The Big 7 Polish office markets - Warsaw, Kraków, Wrocław, Tri-City, Katowice, Poznań and Łódź - are developing dynamically and remain on the radar of both capital investors operating on the real estate market and companies, i.e., from the business services sector.
Tomasz Trzósło, Managing Director, and JLL Poland, said: “Warsaw is the biggest business and financial centre in both Poland and Central and Eastern Europe. The city plays host to business operations from global corporations as well as the biggest developers and investment funds. Other major cities are also developing and managing to attract companies from the business services sector, and international capital investment on the real estate market. Currently, not only Warsaw, but also Kraków, Wrocław, Tri-City, Katowice, Poznań and Łódź offer interesting opportunities to purchase commercial buildings. This dynamic development of office markets is bolstered by the favourable economic conditions in Poland as well as the positive forecasts for further GDP growth.”
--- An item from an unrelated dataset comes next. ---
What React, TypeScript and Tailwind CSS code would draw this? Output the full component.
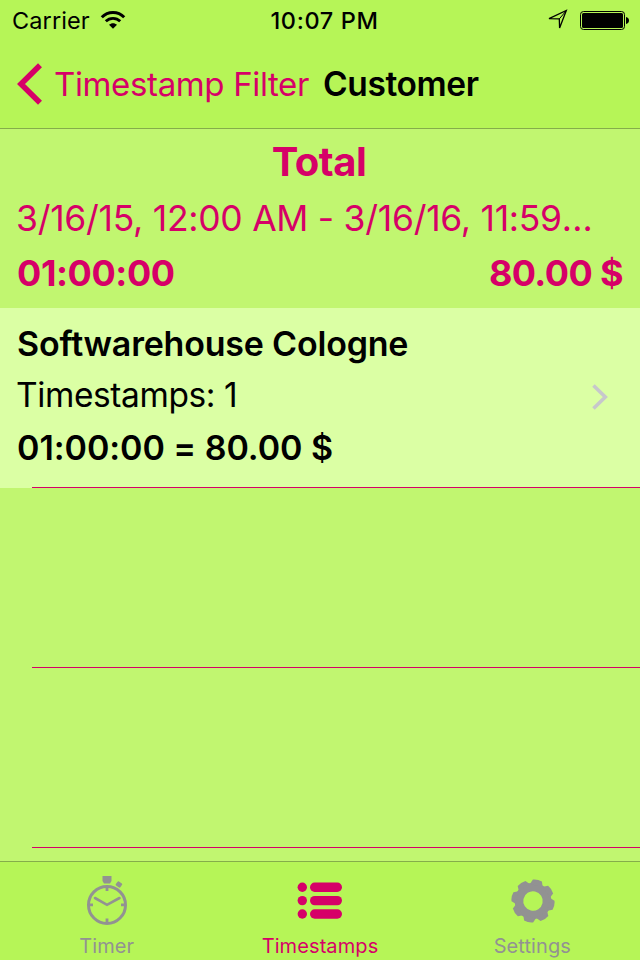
const FONT = "font-['Inter','Liberation_Sans',sans-serif]";

function StatusBar() {
  return (
    <div className="flex h-10 items-center text-[24px] leading-none text-black">
      <div className="flex flex-1 items-center pl-[12px]">
        <span className="pt-[2px] text-[23.5px] tracking-[0.1px]">Carrier</span>
        <svg className="ml-[10px]" width="26" height="20" viewBox="0 0 26 20" fill="none" stroke="#000">
          <path d="M1.800 7.200C8 .9 18 .9 24.200 7.200" strokeWidth="3" />
          <path d="M5.800 11.300c4-4 10.400-4 14.400 0" strokeWidth="2.800" />
          <path d="M13 18.800l-4-4c2.200-2.200 5.800-2.200 8 0z" fill="#000" stroke="none" />
        </svg>
      </div>
      <span className="ml-[8px] pt-[2px] text-[23.5px] font-medium tracking-[0.65px]">10:07 PM</span>
      <div className="flex flex-1 items-center justify-end pr-[11px]">
        <svg width="22" height="22" viewBox="0 0 22 22" fill="none" stroke="#000" strokeWidth="1.300">
          <path d="M2 9.600L19.300 1.500L12.600 19L12.300 9.900Z" />
          <path d="M12.300 9.900L19 2" strokeWidth="1" />
        </svg>
        <svg className="ml-[10px]" width="50" height="20" viewBox="0 0 50 20">
          <rect x="1.500" y="1.500" width="44" height="18" rx="3" fill="none" stroke="#000" />
          <rect x="3" y="3" width="41" height="15" rx="1.500" />
          <path d="M47 7c4 .5 4 6.500 0 7z" />
        </svg>
      </div>
    </div>
  );
}

function NavBar() {
  return (
    <div className="flex h-[88px] items-center pl-[16px] text-[34px] leading-none">
      <svg width="27" height="44" viewBox="0 0 27 44" fill="none" stroke="#d60068" strokeWidth="5.600">
        <path d="M24 3.200L5 22L24 40.800" />
      </svg>
      <span className="ml-[11px] whitespace-nowrap pt-px text-[33px] tracking-[-0.36px] text-[#d60068]">Timestamp Filter</span>
      <span className="ml-[14px] pt-px text-[33.5px] font-semibold tracking-[-0.4px] text-black">Customer</span>
    </div>
  );
}

function Summary() {
  return (
    <div className="h-[179px] px-[17px] pt-[7px] text-[#d60068]">
      <h1 className="pr-[2px] text-center text-[40px] font-bold leading-[52px] tracking-[-0.5px]">Total</h1>
      <p className="-ml-px mt-[5px] whitespace-nowrap text-[35.5px] leading-[52px] tracking-[-0.28px]">
        3/16/15, 12:00 AM - 3/16/16, 11:59<span className="tracking-[0.1px]">...</span>
      </p>
      <div className="mt-[2px] flex justify-between text-[36px] font-bold leading-[52px]">
        <span className="tracking-[-0.4px]">01:00:00</span>
        <span className="tracking-[-0.6px]">80.00 $</span>
      </div>
    </div>
  );
}

function CustomerRow() {
  return (
    <div className="flex h-[180px] flex-col bg-[#dbffa4]">
      <div className="flex flex-1 items-center justify-between pl-[17px] pr-[31px] text-[34px] text-black">
        <div className="pb-[3px] leading-[52px]">
          <h2 className="font-semibold tracking-[-0.2px]">Softwarehouse Cologne</h2>
          <p className="-ml-px -mt-px text-[33.5px] tracking-[-0.4px]">Timestamps: 1</p>
          <p className="mt-px font-semibold tracking-[-0.05px]">01:00:00 = 80.00 $</p>
        </div>
        <svg className="-mt-[2px]" width="17" height="26" viewBox="0 0 17 26" fill="none" stroke="#c7c7cc" strokeWidth="3.600">
          <path d="M1.500 1.500L13.300 13L1.500 24.500" />
        </svg>
      </div>
      <div className="ml-8 h-px bg-[#d60068]" />
    </div>
  );
}

function EmptyRow() {
  return <div className="ml-8 h-[180px] border-b border-[#d60068]" />;
}

function TimerIcon() {
  return (
    <svg width="44" height="52" viewBox="0 0 44 52" fill="none" stroke="#929292">
      <circle cx="22" cy="29.900" r="18.500" strokeWidth="3" />
      <path d="M17.500 1h9v5l-1.500 2.500h-6l-1.500-2.500z" fill="#929292" stroke="none" />
      <rect x="31.200" y="7" width="5.500" height="5" rx="1" transform="rotate(35 34 9.500)" fill="#929292" stroke="none" />
      <path d="M10 23L22 29.800L34.500 23" strokeWidth="2.600" strokeLinecap="round" />
      <path d="M22 12v4M22 43.500v4M4 29.900h4M36 29.900h4" strokeWidth="2.800" />
    </svg>
  );
}

function ListIcon() {
  return (
    <svg width="46" height="38" viewBox="0 0 46 38" fill="#d60068">
      {[5.200, 18.600, 32].map((y) => (
        <g key={y}>
          <circle cx="5.300" cy={y} r="4.700" />
          <rect x="13" y={y - 4.700} width="32" height="9.400" rx="4.700" />
        </g>
      ))}
    </svg>
  );
}

function GearIcon() {
  return (
    <svg width="44" height="44" viewBox="-22 -22 44 44">
      <g fill="none" stroke="#929292" transform="rotate(12)">
        <circle r="14" strokeWidth="8.500" />
        {[0, 45, 90, 135, 180, 225, 270, 315].map((a) => (
          <path key={a} d="M-6.500-16L-4.600-21Q0-22.500 4.600-21L6.500-16Z" transform={`rotate(${a})`} fill="#929292" stroke="none" />
        ))}
      </g>
    </svg>
  );
}

function TabBar() {
  return (
    <div className="grid h-[99px] grid-cols-3 border-t border-[#85ad4a] bg-[#b6f557] text-[20px] leading-none tracking-[0.1px] text-[#929292]">
      <div className="flex flex-col items-center">
        <div className="flex h-[74px] items-center pt-[4px]"><TimerIcon /></div>
        <span>Timer</span>
      </div>
      <div className="flex flex-col items-center text-[#d60068]">
        <div className="flex h-[74px] items-center pt-[3px]"><ListIcon /></div>
        <span>Timestamps</span>
      </div>
      <div className="flex flex-col items-center pr-[2px]">
        <div className="flex h-[74px] items-center pl-[2px] pt-[3px]"><GearIcon /></div>
        <span>Settings</span>
      </div>
    </div>
  );
}

export default function App() {
  return (
    <div className={`${FONT} flex h-[960px] w-[640px] flex-col overflow-hidden bg-[#c1f670]`}>
      <header className="h-[129px] border-b border-[#85ad4a] bg-[#b6f557]">
        <StatusBar />
        <NavBar />
      </header>
      <main className="min-h-0 flex-1 overflow-hidden">
        <Summary />
        <CustomerRow />
        <EmptyRow />
        <EmptyRow />
      </main>
      <TabBar />
    </div>
  );
}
Key factors for the rapid development of Poland's seven biggest office markets
According to forecasts by Oxford Economics, Poland's GDP is likely to grow by 3.5-3.6 percent between 2016 and 2018, far above the growth predictions for the EU as a whole. With more than 38 million inhabitants, Poland is a larger market than those of the Czech Republic, Slovakia and Hungary combined. In terms of population, Poland is the sixth largest country in the European Union.
According to Global Real Estate Transparency Index 2014, Poland was recognized as the 17th most transparent real estate market in the world and was ranked above Spain, Norway, Austria or Italy as well as other countries from the Central and Eastern Europe region.
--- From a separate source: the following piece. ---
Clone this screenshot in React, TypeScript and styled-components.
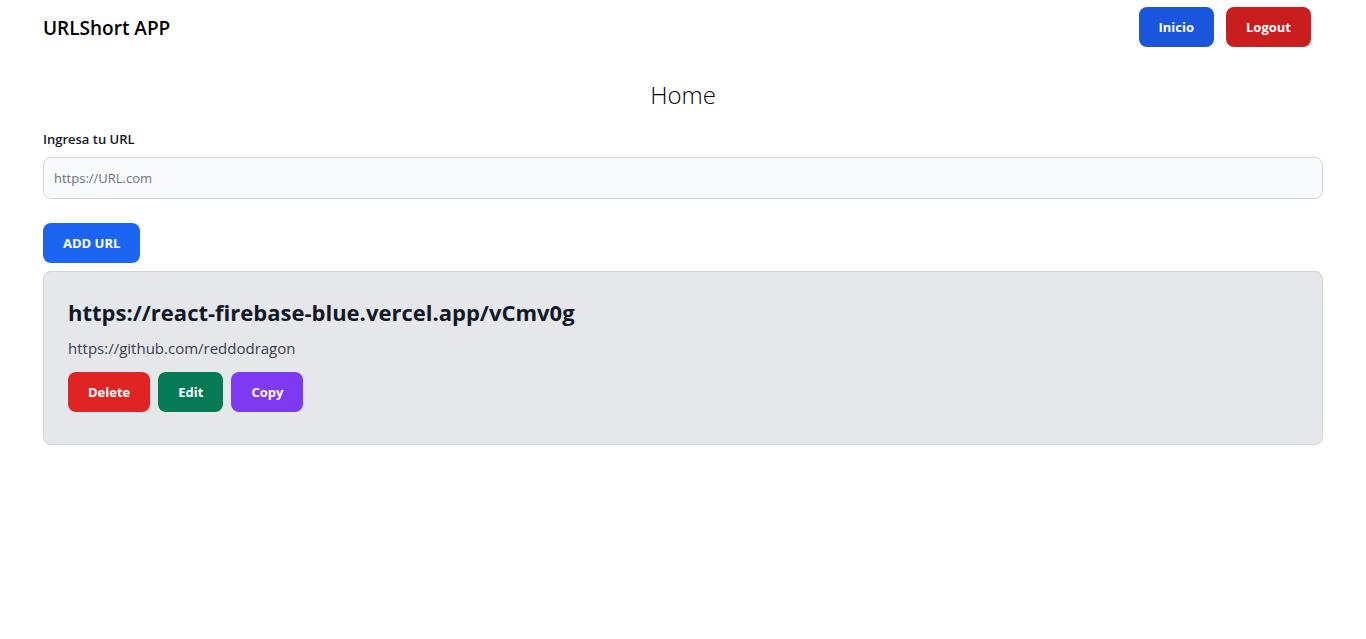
import React from "react";
import styled, { createGlobalStyle } from "styled-components";

const GlobalStyle = createGlobalStyle`
  *, *::before, *::after { box-sizing: border-box; }
  body {
    margin: 0;
    background: #fff;
    color: #000;
    font-family: "Open Sans", "Noto Sans", sans-serif;
    font-size: 15px;
    line-height: 24px;
  }
  h1, h2, p { margin: 0; }
`;

const Container = styled.div`
  max-width: 1280px;
  margin: 0 auto;
`;

const Nav = styled.nav`
  padding: 7px 0 8px;
`;

const NavRow = styled(Container)`
  display: flex;
  align-items: center;
  justify-content: space-between;
`;

const Brand = styled.a`
  padding-top: 2px;
  color: #000;
  font-size: 19px;
  font-weight: 600;
  line-height: 28px;
  text-decoration: none;
`;

const NavActions = styled.div`
  display: flex;
  gap: 12px;
  padding-right: 12px;
`;

const Button = styled.button<{ $color: string }>`
  height: 40px;
  padding: 0 20px;
  border: 0;
  border-radius: 8px;
  background: ${({ $color }) => $color};
  color: #fff;
  font-family: inherit;
  font-size: 13px;
  font-weight: 700;
  line-height: 20px;
  white-space: nowrap;
  cursor: pointer;
`;

const Title = styled.h1`
  margin: 24px 0 18px;
  font-size: 24px;
  font-weight: 300;
  line-height: 32px;
  text-align: center;
`;

const Form = styled.form`
  display: flex;
  flex-direction: column;
  align-items: flex-start;
`;

const Label = styled.label`
  margin-bottom: 8px;
  color: #111928;
  font-size: 13px;
  font-weight: 600;
  line-height: 20px;
`;

const Input = styled.input`
  width: 100%;
  height: 42px;
  margin-bottom: 24px;
  padding: 10px;
  border: 1px solid #d1d5db;
  border-radius: 8px;
  background: #f9fafb;
  color: #111928;
  font-family: inherit;
  font-size: 13px;
  line-height: 20px;
  &::placeholder { color: #6b7280; opacity: 1; }
`;

const Card = styled.article`
  margin-top: 8px;
  padding: 24px 24px 32px;
  border: 1px solid #d1d5db;
  border-radius: 8px;
  background: #e5e7eb;
`;

const ShortUrl = styled.h2`
  margin-bottom: 8px;
  color: #111928;
  font-size: 22px;
  font-weight: 700;
  line-height: 32px;
  overflow-wrap: anywhere;
`;

const LongUrl = styled.p`
  margin-bottom: 12px;
  color: #374151;
`;

const Actions = styled.div`
  display: flex;
  flex-wrap: wrap;
  gap: 8px;
`;

export default function App() {
  return (
    <>
      <GlobalStyle />
      <Nav>
        <NavRow>
          <Brand href="#">URLShort APP</Brand>
          <NavActions>
            <Button type="button" $color="#1a56db">Inicio</Button>
            <Button type="button" $color="#c81e1e">Logout</Button>
          </NavActions>
        </NavRow>
      </Nav>
      <Container as="main">
        <Title>Home</Title>
        <Form onSubmit={(event) => event.preventDefault()}>
          <Label htmlFor="url">Ingresa tu URL</Label>
          <Input id="url" type="text" placeholder="https://URL.com" />
          <Button type="submit" $color="#1c64f2">ADD URL</Button>
        </Form>
        <Card>
          <ShortUrl>https://react-firebase-blue.vercel.app/vCmv0g</ShortUrl>
          <LongUrl>https://github.com/reddodragon</LongUrl>
          <Actions>
            <Button type="button" $color="#e02424">Delete</Button>
            <Button type="button" $color="#057a55">Edit</Button>
            <Button type="button" $color="#7e3af2">Copy</Button>
          </Actions>
        </Card>
      </Container>
    </>
  );
}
Poland attracts international giants including well-known companies from the finance, accounting, services, telecommunication and IT sectors who prepare long-term plans for Poland and, as a consequence, have become long-term tenants of office schemes.
“In 2015, the Polish office market witnessed record-breaking take-up with lease agreements totalling 1.5 million sqm concluded during the year. New entrants onto the market as well as the development of companies already operating here drove Warsaw's 2015 net absorption to an all-time high of 280,000 sqm, one of the best results in Europe,” commented Anna Bartoszewicz-Wnuk, Head of Research and Consulting at JLL Poland.
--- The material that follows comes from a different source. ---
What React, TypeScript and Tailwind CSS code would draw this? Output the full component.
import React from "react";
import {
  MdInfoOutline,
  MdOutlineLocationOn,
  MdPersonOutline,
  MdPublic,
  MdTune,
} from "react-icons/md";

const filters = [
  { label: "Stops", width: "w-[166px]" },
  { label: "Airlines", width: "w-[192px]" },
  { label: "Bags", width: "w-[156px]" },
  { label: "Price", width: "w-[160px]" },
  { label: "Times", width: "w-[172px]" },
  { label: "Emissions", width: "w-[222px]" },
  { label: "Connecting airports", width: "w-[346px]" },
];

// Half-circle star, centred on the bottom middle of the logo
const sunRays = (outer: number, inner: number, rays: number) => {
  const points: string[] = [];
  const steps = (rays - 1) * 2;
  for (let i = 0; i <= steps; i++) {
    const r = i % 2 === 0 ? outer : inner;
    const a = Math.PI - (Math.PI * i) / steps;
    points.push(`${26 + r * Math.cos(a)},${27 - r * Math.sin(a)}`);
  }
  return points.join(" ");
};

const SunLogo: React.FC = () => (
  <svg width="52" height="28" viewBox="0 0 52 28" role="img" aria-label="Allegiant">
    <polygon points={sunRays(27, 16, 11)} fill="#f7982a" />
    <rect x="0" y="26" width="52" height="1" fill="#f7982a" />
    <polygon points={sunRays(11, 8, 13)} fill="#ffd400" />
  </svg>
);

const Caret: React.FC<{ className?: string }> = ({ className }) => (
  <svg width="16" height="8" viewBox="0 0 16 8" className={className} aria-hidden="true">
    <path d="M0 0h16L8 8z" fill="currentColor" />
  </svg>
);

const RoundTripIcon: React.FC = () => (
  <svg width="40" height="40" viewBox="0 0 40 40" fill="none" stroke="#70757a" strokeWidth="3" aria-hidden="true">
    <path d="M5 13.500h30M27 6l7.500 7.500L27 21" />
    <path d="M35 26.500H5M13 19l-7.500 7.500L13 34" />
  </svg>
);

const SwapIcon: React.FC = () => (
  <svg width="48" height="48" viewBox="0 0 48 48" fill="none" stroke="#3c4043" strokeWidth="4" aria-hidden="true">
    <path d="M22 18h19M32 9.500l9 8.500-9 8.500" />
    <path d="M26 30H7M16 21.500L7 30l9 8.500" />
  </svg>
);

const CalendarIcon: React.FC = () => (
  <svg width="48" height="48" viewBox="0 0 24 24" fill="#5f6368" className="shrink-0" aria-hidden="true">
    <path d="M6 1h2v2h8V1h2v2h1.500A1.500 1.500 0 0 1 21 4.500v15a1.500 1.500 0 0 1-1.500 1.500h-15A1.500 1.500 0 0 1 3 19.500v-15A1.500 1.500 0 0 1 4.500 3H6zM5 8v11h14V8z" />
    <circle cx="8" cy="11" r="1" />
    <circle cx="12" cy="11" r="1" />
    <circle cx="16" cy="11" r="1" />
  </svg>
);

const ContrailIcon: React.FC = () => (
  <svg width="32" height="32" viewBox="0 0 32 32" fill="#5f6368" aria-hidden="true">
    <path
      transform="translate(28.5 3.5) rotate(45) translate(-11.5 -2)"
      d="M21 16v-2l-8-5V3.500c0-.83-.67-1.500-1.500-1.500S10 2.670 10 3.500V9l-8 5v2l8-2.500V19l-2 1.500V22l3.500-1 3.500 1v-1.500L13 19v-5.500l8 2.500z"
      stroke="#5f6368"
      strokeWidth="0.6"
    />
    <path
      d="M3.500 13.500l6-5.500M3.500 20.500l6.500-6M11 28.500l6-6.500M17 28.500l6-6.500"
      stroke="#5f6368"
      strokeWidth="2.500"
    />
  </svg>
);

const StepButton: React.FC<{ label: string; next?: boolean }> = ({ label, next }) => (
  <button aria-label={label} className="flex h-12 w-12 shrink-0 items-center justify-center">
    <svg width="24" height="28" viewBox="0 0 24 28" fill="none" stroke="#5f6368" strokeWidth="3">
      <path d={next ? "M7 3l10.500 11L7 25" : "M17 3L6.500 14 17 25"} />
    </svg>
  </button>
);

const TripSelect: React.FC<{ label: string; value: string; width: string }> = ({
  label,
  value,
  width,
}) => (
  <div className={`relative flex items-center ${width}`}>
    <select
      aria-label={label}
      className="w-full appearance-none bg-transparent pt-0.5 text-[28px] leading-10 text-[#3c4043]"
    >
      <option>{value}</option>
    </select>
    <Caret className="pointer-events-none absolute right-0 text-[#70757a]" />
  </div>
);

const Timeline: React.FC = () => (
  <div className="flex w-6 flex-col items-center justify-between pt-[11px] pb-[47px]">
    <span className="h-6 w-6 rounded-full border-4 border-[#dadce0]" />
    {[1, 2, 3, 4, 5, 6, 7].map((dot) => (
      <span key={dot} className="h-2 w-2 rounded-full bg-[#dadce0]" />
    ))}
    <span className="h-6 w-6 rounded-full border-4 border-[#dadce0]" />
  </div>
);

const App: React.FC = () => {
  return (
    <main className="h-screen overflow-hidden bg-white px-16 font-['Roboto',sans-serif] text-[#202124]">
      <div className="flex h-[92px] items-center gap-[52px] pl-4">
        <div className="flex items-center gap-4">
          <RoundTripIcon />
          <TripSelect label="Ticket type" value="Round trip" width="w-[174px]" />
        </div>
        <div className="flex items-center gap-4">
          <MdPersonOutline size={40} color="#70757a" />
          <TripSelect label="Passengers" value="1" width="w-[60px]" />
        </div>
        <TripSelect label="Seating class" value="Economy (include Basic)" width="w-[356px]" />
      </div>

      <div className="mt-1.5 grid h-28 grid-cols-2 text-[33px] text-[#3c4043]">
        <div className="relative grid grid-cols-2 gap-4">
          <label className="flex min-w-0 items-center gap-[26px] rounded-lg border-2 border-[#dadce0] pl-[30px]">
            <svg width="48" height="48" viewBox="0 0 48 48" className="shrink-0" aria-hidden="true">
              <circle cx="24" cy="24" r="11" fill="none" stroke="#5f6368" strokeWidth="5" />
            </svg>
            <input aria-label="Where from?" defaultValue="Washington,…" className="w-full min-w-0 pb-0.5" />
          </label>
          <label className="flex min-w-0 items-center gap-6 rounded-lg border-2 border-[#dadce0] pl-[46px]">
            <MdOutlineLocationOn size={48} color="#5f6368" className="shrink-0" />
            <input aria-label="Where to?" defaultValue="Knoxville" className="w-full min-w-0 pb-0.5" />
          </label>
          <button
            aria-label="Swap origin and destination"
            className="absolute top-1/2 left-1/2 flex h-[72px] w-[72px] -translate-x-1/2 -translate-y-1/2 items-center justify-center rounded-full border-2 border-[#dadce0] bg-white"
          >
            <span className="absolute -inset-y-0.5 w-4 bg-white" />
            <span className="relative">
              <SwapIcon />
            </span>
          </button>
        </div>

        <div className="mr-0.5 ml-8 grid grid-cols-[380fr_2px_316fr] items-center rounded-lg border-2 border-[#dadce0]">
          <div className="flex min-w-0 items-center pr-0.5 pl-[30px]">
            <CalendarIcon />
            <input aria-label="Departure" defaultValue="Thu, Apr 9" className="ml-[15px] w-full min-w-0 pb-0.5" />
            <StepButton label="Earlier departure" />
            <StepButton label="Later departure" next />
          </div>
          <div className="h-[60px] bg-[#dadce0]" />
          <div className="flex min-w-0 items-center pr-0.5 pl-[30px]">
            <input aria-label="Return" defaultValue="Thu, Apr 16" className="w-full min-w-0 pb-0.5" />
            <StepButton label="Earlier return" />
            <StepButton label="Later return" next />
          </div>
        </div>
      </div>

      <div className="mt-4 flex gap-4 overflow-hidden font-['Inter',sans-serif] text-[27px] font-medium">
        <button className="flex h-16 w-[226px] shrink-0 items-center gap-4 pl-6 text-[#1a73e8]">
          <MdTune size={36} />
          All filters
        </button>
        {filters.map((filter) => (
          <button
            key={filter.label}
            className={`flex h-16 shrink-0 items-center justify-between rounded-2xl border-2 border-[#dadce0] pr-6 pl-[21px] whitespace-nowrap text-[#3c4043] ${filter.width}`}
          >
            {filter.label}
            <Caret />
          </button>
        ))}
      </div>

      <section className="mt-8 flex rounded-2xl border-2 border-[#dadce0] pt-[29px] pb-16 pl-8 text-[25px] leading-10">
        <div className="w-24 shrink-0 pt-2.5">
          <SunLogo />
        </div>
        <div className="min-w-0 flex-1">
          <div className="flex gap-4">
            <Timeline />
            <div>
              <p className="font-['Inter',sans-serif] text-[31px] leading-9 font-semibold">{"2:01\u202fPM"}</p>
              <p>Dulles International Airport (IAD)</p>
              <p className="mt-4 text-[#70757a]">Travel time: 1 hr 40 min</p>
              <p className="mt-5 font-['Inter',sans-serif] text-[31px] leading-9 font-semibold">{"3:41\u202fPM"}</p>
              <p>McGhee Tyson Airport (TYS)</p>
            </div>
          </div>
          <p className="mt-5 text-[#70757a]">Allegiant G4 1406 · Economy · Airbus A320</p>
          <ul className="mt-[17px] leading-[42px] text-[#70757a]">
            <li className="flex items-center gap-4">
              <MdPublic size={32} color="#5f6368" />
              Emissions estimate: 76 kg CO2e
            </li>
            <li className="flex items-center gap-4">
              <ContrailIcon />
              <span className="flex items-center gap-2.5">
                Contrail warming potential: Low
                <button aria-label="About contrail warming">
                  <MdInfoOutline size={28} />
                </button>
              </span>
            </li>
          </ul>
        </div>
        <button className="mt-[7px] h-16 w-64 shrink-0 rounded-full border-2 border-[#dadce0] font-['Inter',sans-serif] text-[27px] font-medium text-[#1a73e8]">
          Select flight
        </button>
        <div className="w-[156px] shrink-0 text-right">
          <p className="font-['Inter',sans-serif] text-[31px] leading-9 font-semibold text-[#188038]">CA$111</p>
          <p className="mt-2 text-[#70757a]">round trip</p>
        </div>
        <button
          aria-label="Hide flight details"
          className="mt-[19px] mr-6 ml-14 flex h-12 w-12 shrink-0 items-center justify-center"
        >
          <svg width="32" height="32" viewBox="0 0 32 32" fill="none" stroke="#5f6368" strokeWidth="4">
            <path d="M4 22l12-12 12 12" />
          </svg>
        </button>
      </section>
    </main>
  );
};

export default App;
Today, the office market in Poland is tenant-favourable and allows them to choose from modern office buildings either existing or under construction. By the end of 2015, the vacancy rate was 12.3 percent in Warsaw, 5.5 percent in Kraków, 8.6 percent in Wrocław, 10.8 percent in Tri-City, 13.2 percent in Katowice, 15.9 percent in Poznań and 6.9 percent in Łódź.
“However, this picture is somewhat different when office space that can be regarded as unattractive given the current market conditions is taken out of the equation. When this is done, the vacancy rate is actually lower and is below 10% in the majority of the Big 7 cities,” said Anna Bartoszewicz-Wnuk.
Tomasz Puch, Head of Office and Industrial Investment at JLL Poland, said: “Compared to Western European countries, Poland offers real estate projects at favourable prices. The attractive pricing of Polish office schemes is visible not only in higher yields but also in significantly lower capital values per sqm. As of the end of 2015 prime office yields in Warsaw were approx. 5.25 percent; in Kraków and Wrocław - 6.25 percent, in Tri-City and Poznań – 7 percent while in Katowice and Łódź - 7.5 percent. In comparison, the European average office prime yield - a weighted average for 24 major markets in the region - was 4.53 percent in Q4 2015.”
“Developer activity in Poland remains high. A significant share of space under development in the overall supply volume is typical for the growing markets of the CEE region where office space density is lower than in Western Europe. For example, Warsaw has an office density ratio of 2.7 sqm per capita which is significantly lower than other Western European cities with a similar number of residents, such as Barcelona (sub 4 sqm), Vienna (over 6 sqm) or Hamburg (over 8 sqm),” added Anna Bartoszewicz-Wnuk.
The Polish office sector is dominated by experienced developers who understand tenant requirements and who provide the market with high-quality, modern and secure products with long-term lease agreements.
“Stock-wise, the Polish office market has been growing at an annual rate of nine per cent and provides investors with a diversified proposition in terms of both quality and pricing – from flagship, high-quality products to opportunistic products, and value-added projects. Therefore, funds with different investment strategies, including those searching for prime projects within their class as well as funds who are willing to take more risk to gain a higher return, can expect to complete successful acquisitions,” said Tomasz Puch.
Real estate investor appetite for Polish office market is high. What is interesting is the fact that the volume of office investment transactions concluded on markets outside Warsaw has grown in recent years and hit a record high of €800 million in 2015.
“This year’s major transaction between Echo Investment and Redefine Properties further illustrates the attractiveness of Polish cities. The deal comprises a 75 percent stake in Echo Investment's commercial real estate platform in Poland, including – apart from retail schemes - office buildings: A4 Business Park in Katowice, Astra Park in Kielce, Malta Office Park in Poznań, Oxygen in Szczecin, Park Rozwoju in Warsaw and West Gate in Wrocław. Taking into consideration investor activity, it is likely that Poland's office investment transaction volume in 2016 can exceed the excellent result of €1.8 billion recorded in 2014 and even 2006's record-breaking volume of €2.2 billion– if all the ongoing deals will be concluded as planned,” summarized Tomasz Puch.